Она потянулась к его свесившейся правой руке, и он позволил ей взять ее. С минуту вглядывался в ее лицо, невзирая на то, что это, по-видимому, причиняло ему боль. Света было мало, и падал он, в основном, у него из-за спины, и у Арлин не было уверенности, что она способна читать по его лицу. Она улыбнулась, надеясь, что он увидит, надеясь, что вот-вот не разревется. Крепко зажав ее руку, Рубен отступил назад и втянул ее за собой в дом.
Утреннее солнце с силой било в изголовье его постели: как раз так, как ей помнилось. Она открыла глаза и увидела, что он уже проснулся и смотрит на нее. Когда она улыбнулась, он повернулся на другой бок.
— Эй! Ты в порядке?
Он не ответил.
— Поговори со мной, Рубен.
— Наверное, это ошибка.
— Да-а, только это всего лишь твое мнение.
Рубен поднялся и стал одеваться. Шрамы на его теле отчего-то вызывали еще большую жалость: под ярким светом дня и в такой миг, когда он упорно держался от нее подальше. Он, должно быть, понимал это, потому и оделся быстро.
— Прекрасно, — сказал он. — Ты подловила меня среди ночи. Я тебя впустил. Дальше понеслось само собой. Теперь, полагаю, ты считаешь, что все случившееся унесло, как воду под мостом. Так вот, не унесло.
Рубен присел на краешек кровати, отвернувшись, словно то было единственное, что он помнил, как делается. Арлин придвинулась на его половину постели, села. Прильнула всем телом к его спине, стараясь удержать. Чувствовала, как напрягается и сопротивляется его тело.
— Не надо, ладно? Просто поезжай сейчас домой, Арлин.
По голосу она поняла, что он плачет, и это поразило ее. Никогда прежде не было с ним такого, насколько ей было известно. Такую слабость она допускала только для себя. И она понимала, как не нужен ему в такой миг никакой свидетель. Вот и сделала так, как ее попросили.
Глава двадцать шестая.
Пока Салли не позвонила, он разумом и не осознавал, как сильно по ней соскучился. Не позволял себе осознавать. Дал чувствам зависнуть, вроде маленьких летучих мышек, на краешке своей работы за день, вроде теней вокруг себя: он умел держать все на должном расстоянии.

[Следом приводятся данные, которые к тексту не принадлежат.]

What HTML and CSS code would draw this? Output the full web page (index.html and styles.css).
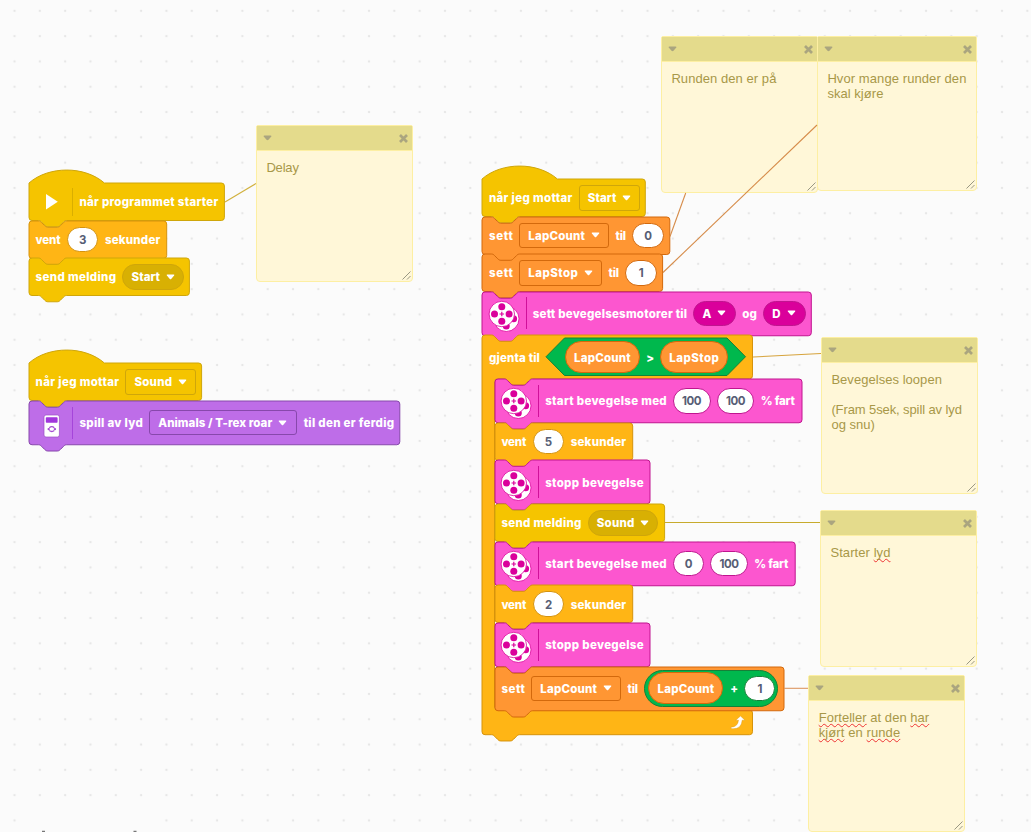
FILE: index.html
```html
<!DOCTYPE html>
<html lang="no">
<head>
<meta charset="utf-8">
<title>Word Blocks</title>
<link rel="stylesheet" href="styles.css">
</head>
<body>
<main class="workspace" id="workspace">
  <svg class="grid" width="1031" height="832">
    <defs>
      <pattern id="dots" width="25.32" height="25.3" patternUnits="userSpaceOnUse" x="1.84" y="-1.8">
        <path d="M11.6 12.65h2.2M12.7 11.55v2.2" stroke="#dedede" stroke-width=".9"/>
      </pattern>
    </defs>
    <rect width="1031" height="832" fill="url(#dots)"/>
    <rect x="30" y="812" width="118" height="20" fill="#fbfbfb"/>
    <path d="M42 831.5h3M133.500 831.5h3" stroke="#777" stroke-width="1.500"/>
  </svg>
</main>
<script src="blocks.js"></script>
</body>
</html>
```
FILE: styles.css
```css
body { margin: 0; background: #fbfbfb; overflow: hidden; }
.workspace { position: relative; width: 1031px; height: 832px; overflow: hidden; font-family: Inter, "Noto Sans", sans-serif; }
.grid, .wires { position: absolute; left: 0; top: 0; }
.wires { z-index: 3; fill: none; stroke-width: 1.1; }
.stack { position: absolute; z-index: 2; display: flex; flex-direction: column; align-items: flex-start; }
.block { position: relative; display: flex; align-items: center; gap: 6.4px; height: 37.5px; padding-left: 6.8px; box-sizing: border-box; color: #fff; white-space: nowrap; }
.block.tall { height: 43.75px; }
.outline { position: absolute; left: 0; top: 0; width: 1px; height: 1px; overflow: visible; stroke-width: 1; }
.loop { position: relative; }
.loop-body { padding-left: 12.500px; display: flex; flex-direction: column; align-items: flex-start; }
.loop-foot { display: flex; height: 24.7px; width: 270.5px; box-sizing: border-box; padding: 6px 6.500px 0 0; justify-content: flex-end; position: relative; }

.events { --fill: #f5c400; --edge: #cfa60a; --dark: #d8b003; --sep: #d9ae00; }
.control { --fill: #ffb515; --edge: #d6930c; }
.variables { --fill: #ff9633; --edge: #d3690c; }
.movement { --fill: #fc56cf; --edge: #c0158f; --dark: #da009b; --sep: #d0109a; }
.sound { --fill: #be6de8; --edge: #8748ac; --sep: #a545da; }
.operators { --fill: #00b84d; --edge: #168038; }
.outline path { fill: var(--fill); stroke: var(--edge); }

.label { flex: none; position: relative; font-size: 11.5px; font-weight: 800; line-height: 16px; padding-top: 1px; text-align: left; }
.icon { flex: none; position: relative; width: 31px; height: 31px; overflow: visible; }
.sep { flex: none; position: relative; width: 1px; height: 32px; margin-right: -.5px; margin-left: -.5px; background: var(--sep); }
.hat .sep { height: 28px; }
.input, .drop, .reporter, .menu { flex: none; position: relative; box-sizing: border-box; display: flex; align-items: center; height: 25.500px; border: 1px solid var(--edge); }
.input { justify-content: center; background: #fff; border-radius: 13px; color: #575e75; }
.input .label { font-weight: 700; }
.drop { border-radius: 3px; padding-left: 8px; gap: 6px; }
.menu { border-radius: 13px; padding-left: 8px; gap: 6px; background: var(--dark); }
.reporter { height: 32px; border-radius: 16px; background: var(--fill); justify-content: center; }
.caret { width: 9px; height: 6px; flex: none; }
.compare { position: relative; flex: none; box-sizing: border-box; display: flex; align-items: center; gap: 6.500px; width: 199.500px; height: 37.500px; padding-left: 18.500px; }
.sum { position: relative; flex: none; box-sizing: border-box; display: flex; align-items: center; gap: 7px; width: 133.500px; height: 37.500px; padding-left: 3px; border: 1px solid var(--edge); border-radius: 19px; background: var(--fill); }

.note { position: absolute; z-index: 1; box-sizing: border-box; display: flex; flex-direction: column; border: 1px solid #fdefa3; border-radius: 2px 2px 4px 4px; background: #fff7d8; }
.note-bar { display: flex; align-items: center; justify-content: space-between; height: 24px; padding: 0 4px 0 6px; background: #e4db8c; border-bottom: 1px solid #fdefa3; }
.note-text { margin: 0; padding: 9px 9.400px; font: 13px/15px "Liberation Sans", Arial, sans-serif; color: #a89848; white-space: pre; }
.note-text span { display: inline-block; height: 15px; }
.typo { text-decoration: underline wavy #e33 1px; text-underline-offset: 1px; text-decoration-skip-ink: none; }
.grip { position: absolute; right: 1px; bottom: 1px; width: 9px; height: 9px; }
```
FILE: blocks.js
```js
const K = 0.785; // zoom level of the workspace
const INDENT = 12.5;
const notchR = `c${[2,0,3,1,4,2].map(n => n*K)}l${4*K},${4*K}c${[1,1,2,2,4,2].map(n => n*K)}h${12*K}c${[2,0,3,-1,4,-2].map(n => n*K)}l${4*K},${-4*K}c${[1,-1,2,-2,4,-2].map(n => n*K)}`;
const notchL = `c${[-2,0,-3,1,-4,2].map(n => n*K)}l${-4*K},${4*K}c${[-1,1,-2,2,-4,2].map(n => n*K)}h${-12*K}c${[-2,0,-3,-1,-4,-2].map(n => n*K)}l${-4*K},${-4*K}c${[-1,-1,-2,-2,-4,-2].map(n => n*K)}`;
const R = 3, N = 12 * K, E = 48 * K;

function outline(w, h, hat) {
  const top = hat
    ? `M0,0c${25*K},${-22*K} ${71*K},${-22*K} ${96*K},0H${w-R}`
    : `M0,${R}Q0,0 ${R},0H${N}${notchR}H${w-R}`;
  return `<svg class="outline"><path d="${top}Q${w},0 ${w},${R}V${h-R}Q${w},${h} ${w-R},${h}H${E}${notchL}H${R}Q0,${h} 0,${h-R}Z"/></svg>`;
}
function loopOutline(w, head, inner, foot) {
  const b = head + inner, t = b + foot, i = INDENT;
  return `<svg class="outline"><path d="M0,${R}Q0,0 ${R},0H${N}${notchR}H${w-R}Q${w},0 ${w},${R}V${head-R}Q${w},${head} ${w-R},${head}H${i+E}${notchL}H${i+R}Q${i},${head} ${i},${head+R}V${b-R}Q${i},${b} ${i+R},${b}H${w-R}Q${w},${b} ${w},${b+R}V${t-R}Q${w},${t} ${w-R},${t}H${E}${notchL}H${R}Q0,${t} 0,${t-R}Z"/></svg>`;
}

const L = (text, w) => `<span class="label" data-w="${w}" style="width:${w}px">${text}</span>`;
const caret = '<svg class="caret" viewBox="0 0 9 6"><path d="M1.300 .5h6.400q1 0 .4.900L5.200 5q-.7.700-1.400 0L.9 1.400Q.3.500 1.300.500Z" fill="#fff"/></svg>';
const drop = (text, tw, w) => `<div class="drop" style="width:${w}px">${L(text, tw)}${caret}</div>`;
const menu = (text, tw, w) => `<div class="menu" style="width:${w}px">${L(text, tw)}${caret}</div>`;
const input = (text, tw, w) => `<div class="input" style="width:${w}px">${L(text, tw)}</div>`;
const reporter = (text, tw, w) => `<div class="reporter variables" style="width:${w}px">${L(text, tw)}</div>`;
const sep = '<i class="sep"></i>';

const wheel = (x, y) => `<circle cx="${x}" cy="${y}" r="12.700" fill="#fff" stroke="#da009b" stroke-width=".8"/><g fill="#da009b"><circle cx="${x}" cy="${y-7.3}" r="3.500"/><circle cx="${x}" cy="${y+7.3}" r="3.500"/><circle cx="${x-7.3}" cy="${y}" r="3.500"/><circle cx="${x+7.3}" cy="${y}" r="3.500"/></g><path d="M${x-2.3} ${y}h4.600M${x} ${y-2.3}v4.600" stroke="#da009b" stroke-width="1.200"/>`;
const motor = `<svg class="icon" viewBox="0 0 31 31">${wheel(17.3, 20.8)}${wheel(12.8, 16)}</svg>${sep}`;
const play = `<svg class="icon" viewBox="0 0 31 31"><path d="M10 8v15.500L21.800 15.700Z" fill="#fff"/></svg>${sep}`;
const hub = `<svg class="icon" viewBox="0 0 31 31"><rect x="8" y="8" width="15.400" height="22" rx="2" fill="#fff" stroke="#9b4fc4" stroke-width=".7"/><rect x="9.800" y="10.200" width="11.800" height="5.600" rx=".8" fill="#a136dc"/><g fill="none" stroke="#a44bd2" stroke-width="1.300"><path d="M13.300 20.700q2.500-2 5 0M13.300 23.500q2.500 2 5 0"/></g><circle cx="12.700" cy="22.100" r="1.200" fill="#a44bd2"/><circle cx="18.900" cy="22.100" r="1.200" fill="#a44bd2"/></svg>${sep}`;

function block(kind, w, parts, opt = '') {
  const h = opt.includes('tall') ? 43.75 : 37.5;
  return `<div class="block ${kind} ${opt}" style="width:${w}px">${outline(w, h, opt.includes('hat'))}${parts.join('')}</div>`;
}
const stack = (x, y, html) => `<section class="stack" style="left:${x}px;top:${y}px">${html}</section>`;
const wait = n => block('control', 137.7, [L('vent', 25), input(n, 7.5, 31.5), L('sekunder', 55.5)]);
const stop = () => block('movement', 155, [motor, L('stopp bevegelse', 98.5)], 'tall');

const first = stack(28.8, 183,
  block('events', 195.4, [play, L('når programmet starter', 139)], 'hat') +
  wait('3') +
  block('events', 160.4, [L('send melding', 80.500), menu('Start', 28.5, 61.5)]));

const second = stack(28.8, 363.2,
  block('events', 172.6, [L('når jeg mottar', 83.5), drop('Sound', 37.5, 71)], 'hat') +
  block('sound', 370.8, [hub, L('spill av lyd', 63.5), drop('Animals / T-rex roar', 114, 148), L('til den er ferdig', 90.5)], 'tall'));

const compare = `<div class="compare operators"><svg class="outline"><path d="M0,18.750 18.500,0H181L199.500,18.750 181,37.500H18.500Z"/></svg>${reporter('LapCount', 56.5, 75)}${L('&gt;', 7)}${reporter('LapStop', 49.5, 68.5)}</div>`;
const sum = `<div class="sum operators">${reporter('LapCount', 56.5, 75)}${L('+', 7)}${input('1', 5, 31)}</div>`;

const children =
  block('movement', 307, [motor, L('start bevegelse med', 121.5), input('100', 19.5, 37.5), input('100', 19.5, 37.5), L('% fart', 34)], 'tall') +
  wait('5') + stop() +
  block('events', 169.6, [L('send melding', 80), menu('Sound', 37.5, 70.5)]) +
  block('movement', 300.2, [motor, L('start bevegelse med', 121.5), input('0', 7.5, 31), input('100', 19.5, 37.5), L('% fart', 34)], 'tall') +
  wait('2') + stop() +
  block('variables', 289, [L('sett', 23.5), drop('LapCount', 56.5, 89.8), L('til', 10.5), sum], 'tall');
const inner = 43.75 * 5 + 37.5 * 3;

const loop = `<div class="loop control">${loopOutline(270.5, 43.75, inner, 24.7)}
  <div class="block tall">${L('gjenta til', 51)}${compare}</div>
  <div class="loop-body">${children}</div>
  <div class="loop-foot"><svg width="16" height="13" viewBox="0 0 16 13"><path d="M1 11.200q6.800-.2 7.500-7H5.700L10.500 0 15 4.200h-2.800q-.6 8.600-9.200 8.600-2.700 0-2-1.600Z" fill="#fff" stroke="#d6930c" stroke-width=".4"/></svg></div>
</div>`;

const third = stack(482.1, 179,
  block('events', 163.3, [L('når jeg mottar', 83.5), drop('Start', 28.5, 61.5)], 'hat') +
  block('variables', 187.8, [L('sett', 24), drop('LapCount', 56.5, 89.8), L('til', 10.5), input('0', 7.5, 31.5)]) +
  block('variables', 180.6, [L('sett', 24), drop('LapStop', 49.5, 82.8), L('til', 10.5), input('1', 5, 31.5)]) +
  block('movement', 329.3, [motor, L('sett bevegelsesmotorer til', 154.4), menu('A', 8.5, 42.5), L('og', 14.4), menu('D', 8.5, 42.5)], 'tall') +
  loop);

const note = (x, y, w, h, text) => `<aside class="note" style="left:${x}px;top:${y}px;width:${w}px;height:${h}px">
  <header class="note-bar"><svg width="9" height="6" viewBox="0 0 9 6"><path d="M.5 1.200Q.5.500 1.500.500h6q1 0 1 .7L5.500 4.800q-1 .8-2 0Z" fill="#aaa57f"/></svg>
  <svg width="9" height="9" viewBox="0 0 9 9"><path d="M1 1 8 8M8 1 1 8" stroke="#aaa57f" stroke-width="2.700"/></svg></header>
  <p class="note-text">${text}</p>
  <svg class="grip" viewBox="0 0 9 9"><path d="M.5 8.500l8-8M5 8.500l3.500-3.500" stroke="#999782" stroke-width="1"/></svg></aside>`;
const T = (t, w) => `<span data-w="${w}">${t}</span>`;
const typo = t => `<u class="typo">${t}</u>`;

const notes =
  note(256, 125.3, 156.7, 156.5, T('Delay', 32.5)) +
  note(661, 36, 157, 156.5, T('Runden den er på', 105)) +
  note(817, 36, 160, 154.5, T('Hvor mange runder den', 139) + '\n' + T('skal kjøre', 56)) +
  note(821, 337.3, 157, 156.5, T('Bevegelses loopen', 110.5) + '\n\n' + T('(Fram 5sek, spill av lyd', 130.5) + '\n' + T('og snu)', 43.5)) +
  note(820, 510, 157, 156.5, T('Starter ' + typo('lyd'), 60)) +
  note(808.3, 675.3, 157, 156.5, T(typo('Forteller') + ' at den ' + typo('har'), 110.5) + '\n' + T(typo('kjørt') + ' en ' + typo('runde'), 81.5));

const wires = `<svg class="wires" width="1031" height="832">
  <path d="M225 202 256 183.500" stroke="#d1b13e"/>
  <path d="M670 236.500 685.700 193" stroke="#d68c4a"/>
  <path d="M663 272.500 817 125" stroke="#d68c4a"/>
  <path d="M753 357 821 353.500" stroke="#d6a33c"/>
  <path d="M665 522.500H820" stroke="#c7ab2d"/>
  <path d="M784 688.300H808" stroke="#dc9560"/>
</svg>`;

const ws = document.getElementById('workspace');
ws.insertAdjacentHTML('beforeend', notes + first + second + third + wires);

// Track each label so that it fills the width its block reserves for it.
const range = document.createRange();
document.querySelectorAll('[data-w]').forEach(el => {
  range.selectNodeContents(el);
  const n = el.textContent.length;
  const natural = range.getBoundingClientRect().width;
  if (n > 1) el.style.letterSpacing = (el.dataset.w - natural) / (n - 1) + 'px';
  else el.style.textAlign = 'center';
});
```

Но потом она позвонила, и вот вам: все те же чувства, — да он и знал, что где-то в нем, глубоко, они все время таились.
Она спросила, как у него дела, и он ответил, что превосходно, и то была ложь.
Она спросила, как продвигается расследование, и он ответил, что оно не продвигается, ушло, в тупик зашло, и след его простыл, и то была правда.
Потом в течение нескольких болезненных секунд никто не говорил ничего, и он предложил ей пойти с ним поужинать. Она ответила, что на этой неделе каждый вечер ужинала вне дома, но, если он приедет к ней в новую квартиру, то она что-нибудь состряпает.
Он сказал, что любит ее, что было правдой, но она отчего-то слегка замялась и ясно дала понять, что по-прежнему будет следовать принципу держать свое мнение при себе.
Как раз после ужина и зазвонил телефон. Он сидел бок о бок с ней на диване, думая, до чего же он знаком, этот ее запах. Может, что-то от духов, что-то просто от ее кожи или, может быть, ее кожа пахла, как духи. Тут ему не угадать. Еще он думал, что в самый раз бы выпить, но вслух этого не высказывал.